The Nuclear Chronicles: Design Research on the Landscapes of the U.S. Nuclear Highway

Cover of Andrew Madl's The Nuclear Chronicle book.
The book is published by Applied Research and Design (AR+D).
The animated film is an Official Selection and will be screened at the International Uranium Film Festival 2025.
To expand the modes in which design research is typically disseminated, the work of the project is presented through a graphic novel, exhibition, as well as a short, animated film.

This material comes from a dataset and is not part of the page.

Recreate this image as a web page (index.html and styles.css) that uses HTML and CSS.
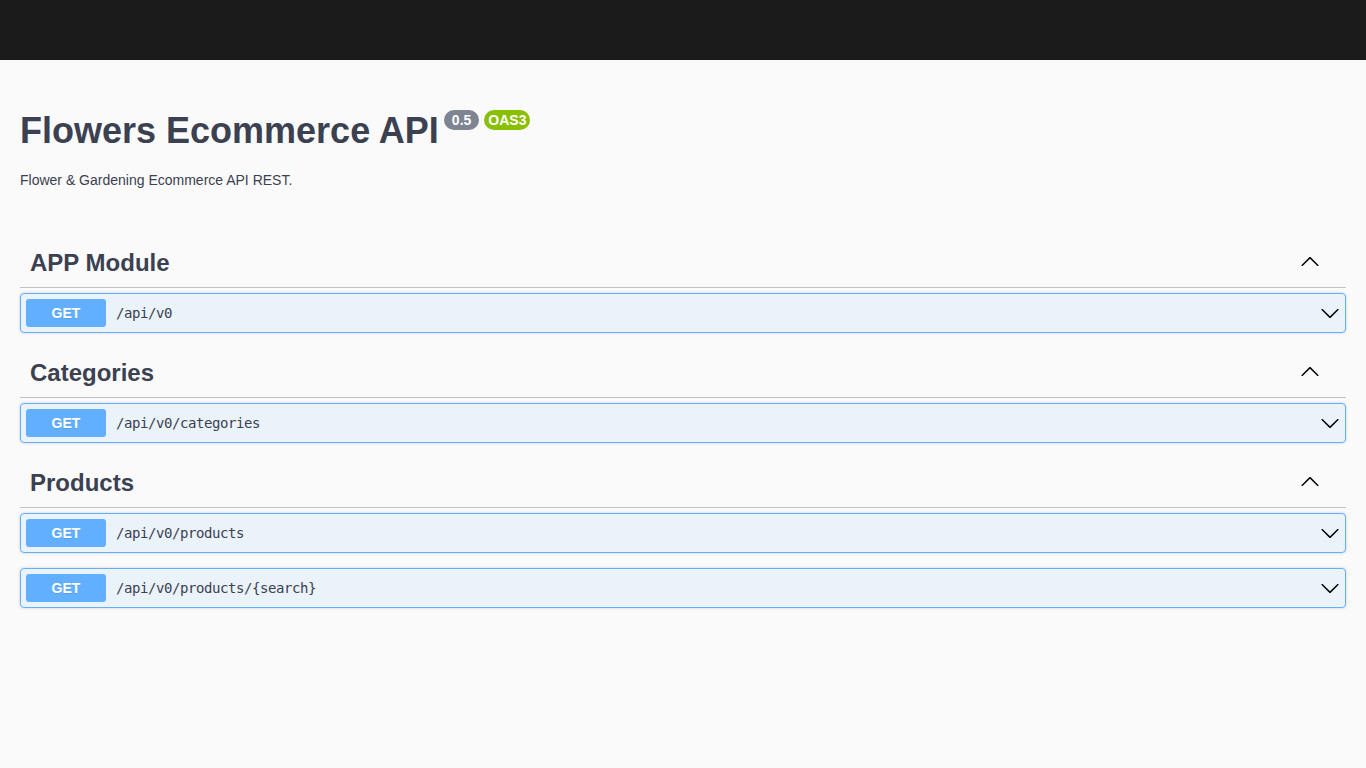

The Nuclear Chronicles: Design Research on the Landscapes of the U.S. Nuclear Highway leverages fictional design narratives as devices for discussing the impact of nuclear technology within the territory of the western United States. Storytelling registers design research in a graphic novel format while promoting the use of such a method to provide insight into speculative design that informs and aids in approaching the contemporary territorial issues that landscape architecture seeks to address. The conflicts and controversies surrounding the landscapes of the “Nuclear Highway” system of the United States are made visible through alternative realities in which projects actually proposed by the U.S. government that were not carried out are implemented. The narratives provide perspectives from both the landscape and its occupants on how such dramatic infrastructures and policies, if implemented, would play out. Novel economies, infrastructures, and technologies are generated to cope with and adapt to the newly defined realities of the post-atomic age. The work intends to address methods of presenting design research that move beyond written and verbally dominated modes into spatial formats. The Nuclear Highway—through its scales, ecologies, economies, technologies, and geographies—is leveraged to legitimize speculative design and storytelling as modes of operation for furthering research and intervention in the field of landscape architecture.